The dysfunctional family drama is practically a genre unto itself (I’m sure Netflix has a micro-genre for it), and August: Osage County sticks to its tropes. In fact, when you hear the plot, you’ll feel like you’ve already seen it: A dysfunctional family comes together in the home of its matriarch for a weekend of simmering tension that occasionally boils over into vicious arguments and revelations of long-held secrets that shake the family’s foundation. What makes August: Osage County unusual, however, is the film’s fatal flaw: a poor Meryl Streep performance.
Yes, you read that right. Now let me explain: Obviously, the three-time Academy Award winner’s acting chops are not in question, but her choices in the role throw the film distinctly out of balance. As Violet, the chain-smoking, pill-popping matriarch in question, Streep dominates the screen as an unlikeable, barely sympathetic character. Taken by itself, it’s a compelling portrayal of grief, but an ensemble film requires actors to be on the same page, and Streep often feels like she’s in a different book entirely.
In her defense, it’s a big, almost cartoonish role that probably was a better fit for the stage (the screenplay by Tracy Letts is based on his 2008 Pulitzer Prize-winning play). There is a lot in Violet for an actress to sink her teeth into, but Streep spends too much time chewing the scenery and not enough connecting with the other actors. Julia Roberts, as the clan’s eldest daughter, gives a subtle, layered performance, showing how the tender place a mother hurts her child can turn hard. But it never resonates because her onscreen partner is unwilling. The rest of the stellar cast suffers the same fate: Chris Cooper, Margo Martindale, Dermot Mulroney, Juliette Lewis, Ewan McGregor, Benedict Cumberbatch, and others – as cogs in the dysfunctional family machine – play off each other nicely, but they crumble beneath Streep’s towering performance.
It’s a shame because the script had real potential. August: Osage County goes to much darker places than the typical family drama and refuses to layer their poisonous dynamic with any sweetness.

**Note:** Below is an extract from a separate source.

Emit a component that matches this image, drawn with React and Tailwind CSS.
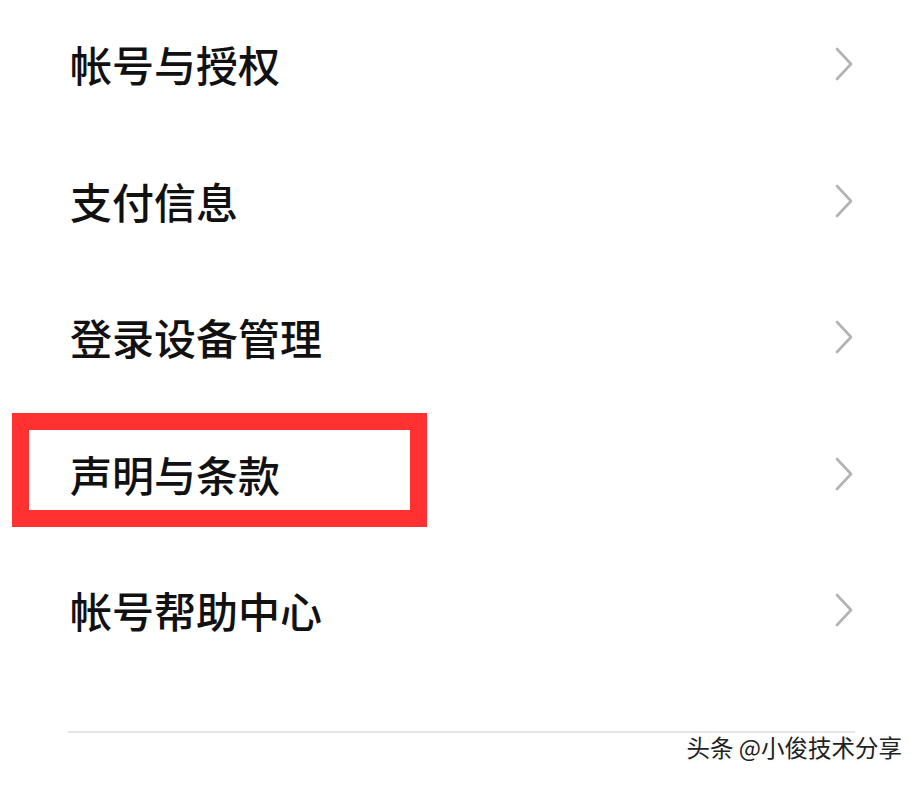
const items = ['帐号与授权', '支付信息', '登录设备管理', '声明与条款', '帐号帮助中心']

function Chevron() {
  return (
    <svg width="20" height="34" viewBox="0 0 20 34" fill="none" aria-hidden="true">
      <polyline points="3,2 17,17 3,32" stroke="#b3b3b3" strokeWidth="2.6" strokeLinecap="round" strokeLinejoin="round" />
    </svg>
  )
}

export default function App() {
  return (
    <div
      className="relative h-[785px] w-[923px] overflow-hidden bg-white"
      style={{ fontFamily: '"Noto Sans CJK SC", "Noto Sans", sans-serif' }}
    >
      <ul className="-mt-[4px]">
        {items.map((label, i) => (
          <li key={label} className="relative flex h-[136.5px] items-center justify-between pl-[70px] pr-[69px]">
            <span className="text-[42px] font-medium leading-none text-[#111]">{label}</span>
            <Chevron />
            {i === 3 && (
              <div className="pointer-events-none absolute left-[12px] top-[7px] h-[114px] w-[415px] border-[17px] border-[#ff3131]" />
            )}
          </li>
        ))}
      </ul>
      <div className="ml-[68px] mr-[68px] mt-[52px] h-[2px] bg-[#e6e6e6]" />
      <div className="flex justify-end pr-[21px] pt-[3px]">
        <span
          className="text-[23.5px] leading-none text-[#222]"
          style={{ textShadow: '1px 1px 0 #fff, -1px -1px 0 #fff, 1px -1px 0 #fff, -1px 1px 0 #fff, 0 0 2px #999' }}
        >
          头条 @小俊技术分享
        </span>
      </div>
    </div>
  )
}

The characters never quite warm up to each other, and although there are moments of pathos, we get the sense that the most these poor souls can hope to do is transcend their past, not repair it.
But that message never really sticks, and, amazingly, most of it is Streep’s fault. In a film that has to work overtime to pack nearly a dozen characters, each with complex, specific relationships to each other, into two hours, it hurts to have one character dominate the screen so completely. Could this have been avoided? I suppose it’s the director’s job to coax the right performance out of his actors, but it might have been unreasonable to ask poor John Wells – who has directed only one other film – to correct Madame Streep. I mean, how do you criticize Leonardo Da Vinci’s brushstrokes? How do you tell Mozart that one of his chords is not quite right? It’s not fair to put the film’s failure entirely on Streep’s shoulders, but four decades of brilliant performances have raised the bar considerably. I suppose everyone is allowed one mistake.